Regarding the three-year plan that brought the company to the point where it could take advantage of a declining economy, Castro-Wright says, “First, we had to reinforce our price leadership. We needed to ask ourselves what we stood for and it was more than just low prices, but [rather] saving people money to make their lives better. That gave us a unifying marketing message and gave 1.3 million associates a powerful sense of purpose.

“Then it included everything from improving navigational signs in the stores so people could find things more easily to investing in technology to allow for a faster checkout. We took down high shelves to reduce clutter and improve sight lines throughout the store.

“We learned that providing customer choice wasn't about more products, but carefully selected products that customers cared about. We made big bets in growth categories such as consumer electronics, providing brands that gave us authority. It's still not finished yet.”

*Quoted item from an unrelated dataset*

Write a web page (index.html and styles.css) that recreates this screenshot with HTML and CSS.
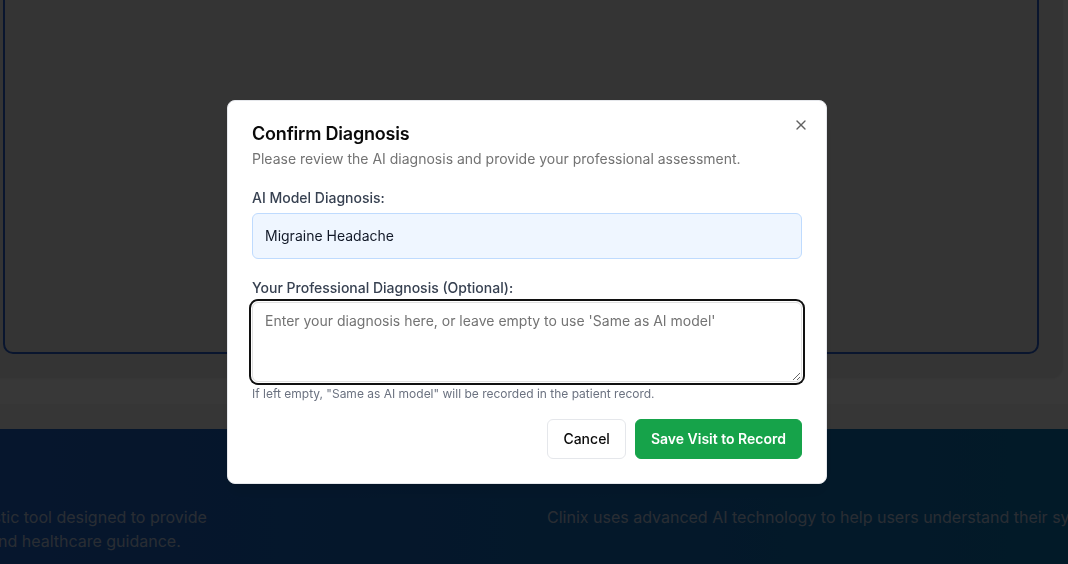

And, he adds, The one thing I would do differently is I would have done things faster, which is counterintuitive. When you think about changing a big organization rooted in its history, you think the changes should be gradual. I think that the faster you move, the faster you make the tough calls and the better off you're going to be. You don't want to have organizations in what some people think of as a liquid state. I'm an engineer by training so my physics comes back. An organization is something very solid and when you apply a lot of heat to change it, it becomes fluid. You want to make sure that you don't keep it fluid too long, because liquids move in many directions that you might not have intended.”

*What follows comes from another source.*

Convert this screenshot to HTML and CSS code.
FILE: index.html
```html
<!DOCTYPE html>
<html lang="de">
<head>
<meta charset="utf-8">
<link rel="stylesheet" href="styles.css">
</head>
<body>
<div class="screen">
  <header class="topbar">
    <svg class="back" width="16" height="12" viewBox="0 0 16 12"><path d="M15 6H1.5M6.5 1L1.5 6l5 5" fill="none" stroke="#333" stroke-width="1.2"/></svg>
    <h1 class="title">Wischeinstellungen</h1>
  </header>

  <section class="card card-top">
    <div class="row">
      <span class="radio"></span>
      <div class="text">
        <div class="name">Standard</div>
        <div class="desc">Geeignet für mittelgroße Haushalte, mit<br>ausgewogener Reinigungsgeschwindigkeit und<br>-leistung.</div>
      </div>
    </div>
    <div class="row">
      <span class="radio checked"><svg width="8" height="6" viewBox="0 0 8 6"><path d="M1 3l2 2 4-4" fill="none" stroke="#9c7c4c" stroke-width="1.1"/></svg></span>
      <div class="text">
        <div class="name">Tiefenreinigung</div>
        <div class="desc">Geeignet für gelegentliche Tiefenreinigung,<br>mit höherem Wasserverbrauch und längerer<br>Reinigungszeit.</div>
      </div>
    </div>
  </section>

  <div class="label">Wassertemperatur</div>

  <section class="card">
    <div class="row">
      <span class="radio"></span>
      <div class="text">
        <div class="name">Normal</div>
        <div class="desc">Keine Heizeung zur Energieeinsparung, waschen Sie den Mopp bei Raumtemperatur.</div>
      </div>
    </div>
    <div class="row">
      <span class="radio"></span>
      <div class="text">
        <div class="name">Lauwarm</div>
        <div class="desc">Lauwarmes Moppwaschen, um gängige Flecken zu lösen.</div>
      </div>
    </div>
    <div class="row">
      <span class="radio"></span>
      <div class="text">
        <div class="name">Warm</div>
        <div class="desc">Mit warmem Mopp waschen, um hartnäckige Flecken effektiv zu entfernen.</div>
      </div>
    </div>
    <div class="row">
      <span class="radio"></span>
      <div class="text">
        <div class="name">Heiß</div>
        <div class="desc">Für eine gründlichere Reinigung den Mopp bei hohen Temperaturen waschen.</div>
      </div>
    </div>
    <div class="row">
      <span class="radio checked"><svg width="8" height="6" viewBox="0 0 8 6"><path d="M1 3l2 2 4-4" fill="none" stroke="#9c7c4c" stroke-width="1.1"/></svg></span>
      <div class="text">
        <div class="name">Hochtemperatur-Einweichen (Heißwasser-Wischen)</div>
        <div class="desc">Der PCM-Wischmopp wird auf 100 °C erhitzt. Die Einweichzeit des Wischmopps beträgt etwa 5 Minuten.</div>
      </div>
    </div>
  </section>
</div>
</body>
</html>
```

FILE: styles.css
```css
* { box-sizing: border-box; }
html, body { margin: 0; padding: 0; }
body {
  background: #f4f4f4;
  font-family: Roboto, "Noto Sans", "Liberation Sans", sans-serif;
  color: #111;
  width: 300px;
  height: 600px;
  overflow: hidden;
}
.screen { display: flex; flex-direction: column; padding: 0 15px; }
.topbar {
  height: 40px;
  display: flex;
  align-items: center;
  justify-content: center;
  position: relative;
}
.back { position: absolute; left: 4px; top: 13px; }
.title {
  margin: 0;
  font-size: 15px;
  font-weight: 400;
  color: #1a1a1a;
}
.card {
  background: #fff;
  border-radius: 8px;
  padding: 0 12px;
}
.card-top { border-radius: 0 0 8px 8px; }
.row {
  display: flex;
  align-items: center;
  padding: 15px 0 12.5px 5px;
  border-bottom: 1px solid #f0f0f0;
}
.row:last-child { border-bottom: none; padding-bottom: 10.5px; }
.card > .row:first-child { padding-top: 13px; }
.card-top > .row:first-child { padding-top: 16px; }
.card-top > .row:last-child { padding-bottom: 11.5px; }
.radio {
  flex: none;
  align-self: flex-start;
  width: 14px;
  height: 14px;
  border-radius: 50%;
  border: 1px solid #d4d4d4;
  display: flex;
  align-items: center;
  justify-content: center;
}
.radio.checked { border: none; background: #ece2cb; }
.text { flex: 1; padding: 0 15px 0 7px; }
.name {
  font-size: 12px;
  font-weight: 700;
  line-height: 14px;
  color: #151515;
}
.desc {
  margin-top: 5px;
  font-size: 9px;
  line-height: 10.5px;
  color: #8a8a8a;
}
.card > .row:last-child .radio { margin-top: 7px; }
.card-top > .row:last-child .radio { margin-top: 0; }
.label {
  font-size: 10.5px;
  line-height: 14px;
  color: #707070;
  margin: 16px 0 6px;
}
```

Interestingly, Castro-Wright downplays the current economy’s role in the company’s comeback: “I wouldn't say a significant part of the current results is related to the economic environment. The changes in merchandising, marketing and improved service in the stores ... have vastly improved the shopping experience, and that will continue to drive sales after the economy rebounds.”

KC's View:
I think he’s got that half right. I think Walmart did what it needed to do to get its retailing house in order…but if the economy wasn't in turmoil and if customers weren't in a recessionary mindset, I don't think Walmart would be doing quite as well as it is a present time.